:: Items
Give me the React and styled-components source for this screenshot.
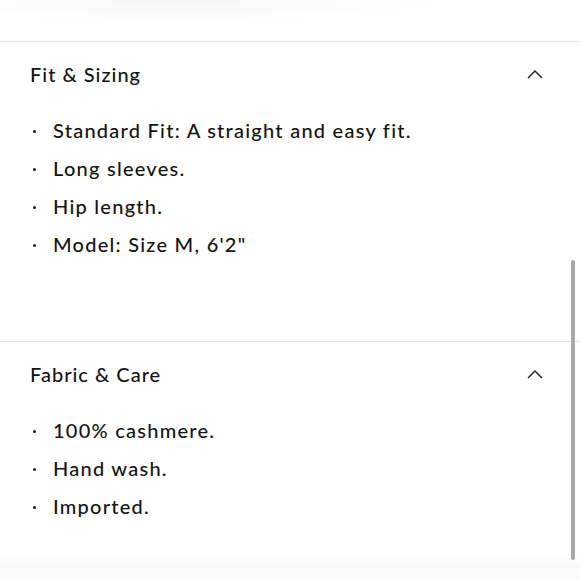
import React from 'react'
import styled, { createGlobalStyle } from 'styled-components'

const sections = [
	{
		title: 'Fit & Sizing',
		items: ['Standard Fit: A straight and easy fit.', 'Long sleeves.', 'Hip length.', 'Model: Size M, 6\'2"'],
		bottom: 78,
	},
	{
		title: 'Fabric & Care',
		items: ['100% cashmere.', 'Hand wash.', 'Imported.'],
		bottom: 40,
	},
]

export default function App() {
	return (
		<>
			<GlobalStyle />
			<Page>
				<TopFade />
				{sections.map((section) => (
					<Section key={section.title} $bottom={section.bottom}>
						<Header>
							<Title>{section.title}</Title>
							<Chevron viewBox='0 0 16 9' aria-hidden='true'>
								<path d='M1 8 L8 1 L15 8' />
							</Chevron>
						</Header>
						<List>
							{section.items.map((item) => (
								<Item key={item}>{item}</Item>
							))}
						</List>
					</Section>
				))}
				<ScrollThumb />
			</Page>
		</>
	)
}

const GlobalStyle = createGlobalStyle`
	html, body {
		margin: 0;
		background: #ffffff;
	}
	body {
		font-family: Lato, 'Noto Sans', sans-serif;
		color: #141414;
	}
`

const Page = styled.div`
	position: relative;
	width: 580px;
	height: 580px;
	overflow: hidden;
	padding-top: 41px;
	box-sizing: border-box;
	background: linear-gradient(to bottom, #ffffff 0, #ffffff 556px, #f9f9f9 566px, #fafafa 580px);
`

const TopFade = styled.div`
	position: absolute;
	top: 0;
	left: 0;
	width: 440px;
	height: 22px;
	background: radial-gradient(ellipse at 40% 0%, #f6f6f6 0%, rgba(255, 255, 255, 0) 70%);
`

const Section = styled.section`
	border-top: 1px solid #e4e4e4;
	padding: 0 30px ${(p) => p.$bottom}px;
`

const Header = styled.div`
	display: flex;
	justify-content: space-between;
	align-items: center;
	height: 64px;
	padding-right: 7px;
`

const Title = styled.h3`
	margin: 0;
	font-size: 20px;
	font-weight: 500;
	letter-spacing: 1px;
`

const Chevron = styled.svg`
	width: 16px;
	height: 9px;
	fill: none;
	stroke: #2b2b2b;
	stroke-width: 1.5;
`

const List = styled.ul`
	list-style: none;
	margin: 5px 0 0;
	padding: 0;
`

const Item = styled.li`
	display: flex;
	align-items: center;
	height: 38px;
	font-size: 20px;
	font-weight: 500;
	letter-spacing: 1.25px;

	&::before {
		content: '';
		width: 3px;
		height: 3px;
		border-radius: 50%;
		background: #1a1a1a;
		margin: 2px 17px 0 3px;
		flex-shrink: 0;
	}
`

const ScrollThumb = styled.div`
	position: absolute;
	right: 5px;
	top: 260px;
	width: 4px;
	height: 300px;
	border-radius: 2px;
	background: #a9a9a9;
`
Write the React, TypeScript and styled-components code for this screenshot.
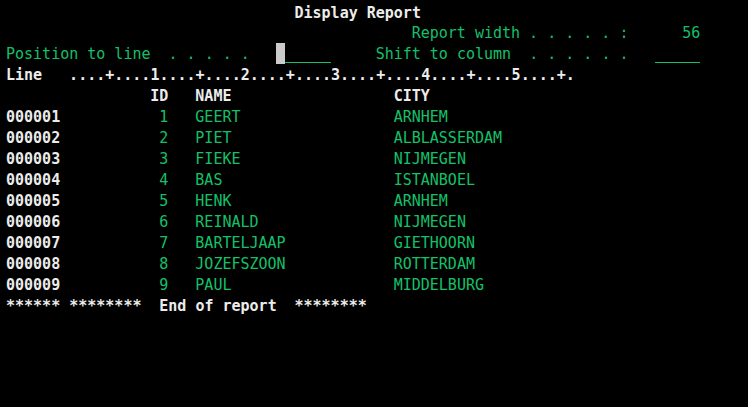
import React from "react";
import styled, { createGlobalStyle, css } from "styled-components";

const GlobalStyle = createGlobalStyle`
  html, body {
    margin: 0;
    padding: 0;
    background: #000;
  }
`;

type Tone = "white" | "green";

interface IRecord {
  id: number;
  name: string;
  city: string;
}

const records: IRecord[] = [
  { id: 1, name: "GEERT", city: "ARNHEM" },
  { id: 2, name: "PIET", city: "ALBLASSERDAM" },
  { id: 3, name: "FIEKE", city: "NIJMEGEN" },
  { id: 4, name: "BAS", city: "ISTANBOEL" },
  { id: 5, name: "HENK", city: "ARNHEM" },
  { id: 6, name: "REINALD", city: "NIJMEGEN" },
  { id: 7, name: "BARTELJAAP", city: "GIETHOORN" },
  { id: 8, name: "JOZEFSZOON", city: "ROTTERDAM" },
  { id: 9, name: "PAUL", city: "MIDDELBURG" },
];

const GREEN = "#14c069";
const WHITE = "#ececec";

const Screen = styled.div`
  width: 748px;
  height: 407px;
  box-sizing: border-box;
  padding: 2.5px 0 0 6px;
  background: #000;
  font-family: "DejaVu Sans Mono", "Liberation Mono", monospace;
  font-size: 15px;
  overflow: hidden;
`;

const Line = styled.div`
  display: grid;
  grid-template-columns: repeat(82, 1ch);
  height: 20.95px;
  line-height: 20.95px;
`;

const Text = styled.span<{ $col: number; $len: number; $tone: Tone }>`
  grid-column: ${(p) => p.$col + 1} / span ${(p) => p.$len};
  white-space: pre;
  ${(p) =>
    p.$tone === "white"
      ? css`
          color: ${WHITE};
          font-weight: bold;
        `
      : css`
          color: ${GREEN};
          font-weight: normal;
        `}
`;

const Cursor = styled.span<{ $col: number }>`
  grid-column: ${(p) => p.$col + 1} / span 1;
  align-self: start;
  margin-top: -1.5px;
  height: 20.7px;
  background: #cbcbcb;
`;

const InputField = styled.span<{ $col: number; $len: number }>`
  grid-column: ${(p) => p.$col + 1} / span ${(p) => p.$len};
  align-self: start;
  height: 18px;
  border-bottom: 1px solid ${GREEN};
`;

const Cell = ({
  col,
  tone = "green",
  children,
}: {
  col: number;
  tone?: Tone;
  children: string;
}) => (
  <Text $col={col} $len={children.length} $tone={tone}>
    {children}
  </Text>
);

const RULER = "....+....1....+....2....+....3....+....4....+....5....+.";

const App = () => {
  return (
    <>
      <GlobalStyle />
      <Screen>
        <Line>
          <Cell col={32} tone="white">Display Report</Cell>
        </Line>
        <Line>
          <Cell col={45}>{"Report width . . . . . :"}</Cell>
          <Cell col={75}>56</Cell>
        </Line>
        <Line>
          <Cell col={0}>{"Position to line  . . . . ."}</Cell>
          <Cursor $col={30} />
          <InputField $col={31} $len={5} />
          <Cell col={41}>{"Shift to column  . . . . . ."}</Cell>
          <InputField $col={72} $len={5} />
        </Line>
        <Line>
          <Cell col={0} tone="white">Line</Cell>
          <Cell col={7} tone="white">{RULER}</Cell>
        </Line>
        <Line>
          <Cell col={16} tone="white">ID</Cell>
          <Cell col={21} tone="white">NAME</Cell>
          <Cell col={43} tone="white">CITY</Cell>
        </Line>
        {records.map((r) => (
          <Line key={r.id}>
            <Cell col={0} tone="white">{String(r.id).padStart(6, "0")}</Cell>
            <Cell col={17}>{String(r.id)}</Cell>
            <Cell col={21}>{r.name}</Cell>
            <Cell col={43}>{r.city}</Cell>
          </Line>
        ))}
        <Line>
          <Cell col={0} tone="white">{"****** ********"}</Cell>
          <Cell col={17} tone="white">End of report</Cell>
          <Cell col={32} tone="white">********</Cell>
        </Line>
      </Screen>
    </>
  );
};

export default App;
::::
Instruction.
Transcribe the material exactly, keeping every word and none of the pictures.

Result of this task.
Give me the React and styled-components source for this screenshot.
import React from 'react'
import styled, { createGlobalStyle } from 'styled-components'

const sections = [
	{
		title: 'Fit & Sizing',
		items: ['Standard Fit: A straight and easy fit.', 'Long sleeves.', 'Hip length.', 'Model: Size M, 6\'2"'],
		bottom: 78,
	},
	{
		title: 'Fabric & Care',
		items: ['100% cashmere.', 'Hand wash.', 'Imported.'],
		bottom: 40,
	},
]

export default function App() {
	return (
		<>
			<GlobalStyle />
			<Page>
				<TopFade />
				{sections.map((section) => (
					<Section key={section.title} $bottom={section.bottom}>
						<Header>
							<Title>{section.title}</Title>
							<Chevron viewBox='0 0 16 9' aria-hidden='true'>
								<path d='M1 8 L8 1 L15 8' />
							</Chevron>
						</Header>
						<List>
							{section.items.map((item) => (
								<Item key={item}>{item}</Item>
							))}
						</List>
					</Section>
				))}
				<ScrollThumb />
			</Page>
		</>
	)
}

const GlobalStyle = createGlobalStyle`
	html, body {
		margin: 0;
		background: #ffffff;
	}
	body {
		font-family: Lato, 'Noto Sans', sans-serif;
		color: #141414;
	}
`

const Page = styled.div`
	position: relative;
	width: 580px;
	height: 580px;
	overflow: hidden;
	padding-top: 41px;
	box-sizing: border-box;
	background: linear-gradient(to bottom, #ffffff 0, #ffffff 556px, #f9f9f9 566px, #fafafa 580px);
`

const TopFade = styled.div`
	position: absolute;
	top: 0;
	left: 0;
	width: 440px;
	height: 22px;
	background: radial-gradient(ellipse at 40% 0%, #f6f6f6 0%, rgba(255, 255, 255, 0) 70%);
`

const Section = styled.section`
	border-top: 1px solid #e4e4e4;
	padding: 0 30px ${(p) => p.$bottom}px;
`

const Header = styled.div`
	display: flex;
	justify-content: space-between;
	align-items: center;
	height: 64px;
	padding-right: 7px;
`

const Title = styled.h3`
	margin: 0;
	font-size: 20px;
	font-weight: 500;
	letter-spacing: 1px;
`

const Chevron = styled.svg`
	width: 16px;
	height: 9px;
	fill: none;
	stroke: #2b2b2b;
	stroke-width: 1.5;
`

const List = styled.ul`
	list-style: none;
	margin: 5px 0 0;
	padding: 0;
`

const Item = styled.li`
	display: flex;
	align-items: center;
	height: 38px;
	font-size: 20px;
	font-weight: 500;
	letter-spacing: 1.25px;

	&::before {
		content: '';
		width: 3px;
		height: 3px;
		border-radius: 50%;
		background: #1a1a1a;
		margin: 2px 17px 0 3px;
		flex-shrink: 0;
	}
`

const ScrollThumb = styled.div`
	position: absolute;
	right: 5px;
	top: 260px;
	width: 4px;
	height: 300px;
	border-radius: 2px;
	background: #a9a9a9;
`
Write the React, TypeScript and styled-components code for this screenshot.
import React from "react";
import styled, { createGlobalStyle, css } from "styled-components";

const GlobalStyle = createGlobalStyle`
  html, body {
    margin: 0;
    padding: 0;
    background: #000;
  }
`;

type Tone = "white" | "green";

interface IRecord {
  id: number;
  name: string;
  city: string;
}

const records: IRecord[] = [
  { id: 1, name: "GEERT", city: "ARNHEM" },
  { id: 2, name: "PIET", city: "ALBLASSERDAM" },
  { id: 3, name: "FIEKE", city: "NIJMEGEN" },
  { id: 4, name: "BAS", city: "ISTANBOEL" },
  { id: 5, name: "HENK", city: "ARNHEM" },
  { id: 6, name: "REINALD", city: "NIJMEGEN" },
  { id: 7, name: "BARTELJAAP", city: "GIETHOORN" },
  { id: 8, name: "JOZEFSZOON", city: "ROTTERDAM" },
  { id: 9, name: "PAUL", city: "MIDDELBURG" },
];

const GREEN = "#14c069";
const WHITE = "#ececec";

const Screen = styled.div`
  width: 748px;
  height: 407px;
  box-sizing: border-box;
  padding: 2.5px 0 0 6px;
  background: #000;
  font-family: "DejaVu Sans Mono", "Liberation Mono", monospace;
  font-size: 15px;
  overflow: hidden;
`;

const Line = styled.div`
  display: grid;
  grid-template-columns: repeat(82, 1ch);
  height: 20.95px;
  line-height: 20.95px;
`;

const Text = styled.span<{ $col: number; $len: number; $tone: Tone }>`
  grid-column: ${(p) => p.$col + 1} / span ${(p) => p.$len};
  white-space: pre;
  ${(p) =>
    p.$tone === "white"
      ? css`
          color: ${WHITE};
          font-weight: bold;
        `
      : css`
          color: ${GREEN};
          font-weight: normal;
        `}
`;

const Cursor = styled.span<{ $col: number }>`
  grid-column: ${(p) => p.$col + 1} / span 1;
  align-self: start;
  margin-top: -1.5px;
  height: 20.7px;
  background: #cbcbcb;
`;

const InputField = styled.span<{ $col: number; $len: number }>`
  grid-column: ${(p) => p.$col + 1} / span ${(p) => p.$len};
  align-self: start;
  height: 18px;
  border-bottom: 1px solid ${GREEN};
`;

const Cell = ({
  col,
  tone = "green",
  children,
}: {
  col: number;
  tone?: Tone;
  children: string;
}) => (
  <Text $col={col} $len={children.length} $tone={tone}>
    {children}
  </Text>
);

const RULER = "....+....1....+....2....+....3....+....4....+....5....+.";

const App = () => {
  return (
    <>
      <GlobalStyle />
      <Screen>
        <Line>
          <Cell col={32} tone="white">Display Report</Cell>
        </Line>
        <Line>
          <Cell col={45}>{"Report width . . . . . :"}</Cell>
          <Cell col={75}>56</Cell>
        </Line>
        <Line>
          <Cell col={0}>{"Position to line  . . . . ."}</Cell>
          <Cursor $col={30} />
          <InputField $col={31} $len={5} />
          <Cell col={41}>{"Shift to column  . . . . . ."}</Cell>
          <InputField $col={72} $len={5} />
        </Line>
        <Line>
          <Cell col={0} tone="white">Line</Cell>
          <Cell col={7} tone="white">{RULER}</Cell>
        </Line>
        <Line>
          <Cell col={16} tone="white">ID</Cell>
          <Cell col={21} tone="white">NAME</Cell>
          <Cell col={43} tone="white">CITY</Cell>
        </Line>
        {records.map((r) => (
          <Line key={r.id}>
            <Cell col={0} tone="white">{String(r.id).padStart(6, "0")}</Cell>
            <Cell col={17}>{String(r.id)}</Cell>
            <Cell col={21}>{r.name}</Cell>
            <Cell col={43}>{r.city}</Cell>
          </Line>
        ))}
        <Line>
          <Cell col={0} tone="white">{"****** ********"}</Cell>
          <Cell col={17} tone="white">End of report</Cell>
          <Cell col={32} tone="white">********</Cell>
        </Line>
      </Screen>
    </>
  );
};

export default App;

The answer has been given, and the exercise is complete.